Under the record the factual situation is analogous to that involved in Jones v. Daniels, 328 Mich. 402. There actions for damages brought by 2 plaintiffs against defendant were consolidated for trial and on appeal. One of the plaintiffs was riding in the back seat of the car, did not see the approaching vehicle with which the collision occurred, and did not know what happened. The other plaintiff was riding in the front seat beside the driver, was not looking ahead immediately prior to the impact, but was giving her attention to a vehicle that the car in which she was a guest passenger was passing. In commenting on the situation with reference to the plaintiff who was riding beside the driver, it was said (p 408):

"The uncontroverted testimony of Kitty Warren Jones shows that she was unaware of the danger. Since the duty of a guest passenger even in the front seat does not extend beyond warning the driver of dangers known to the guest, and apparently unknown to the driver, there was no negligence on her part; and the trial judge should not have submitted contributory negligence on her part as an issue for the jury's determination."

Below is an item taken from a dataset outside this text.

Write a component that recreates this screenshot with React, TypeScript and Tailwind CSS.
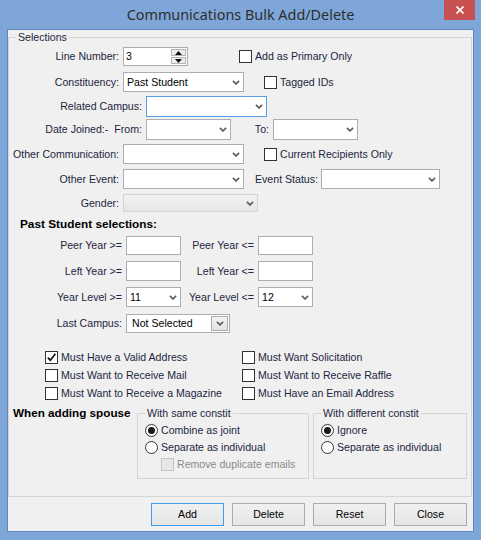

A like conclusion was reached with reference to the question of negligence on the part of the guest passenger *355 who was riding in the rear seat of the automobile, the Court pointing out that the duty of a guest passenger extends only to warning the driver of dangers of which the guest is aware and of which the driver is not aware, or of which the guest has reason to believe the driver is not aware.

Under the facts in the case at bar there was nothing on which to predicate a finding that plaintiff violated any duty resting on him to exercise reasonable precautions for his own safety. On the contrary, the proofs indicated the absence of such violation and, in consequence, the question of his contributory negligence should not have been submitted to the jury. The error in so doing may well have been prejudicial, and we concur in reversal for that reason.

DETHMERS, C.J., and KELLY, J., concurred with CARR, J.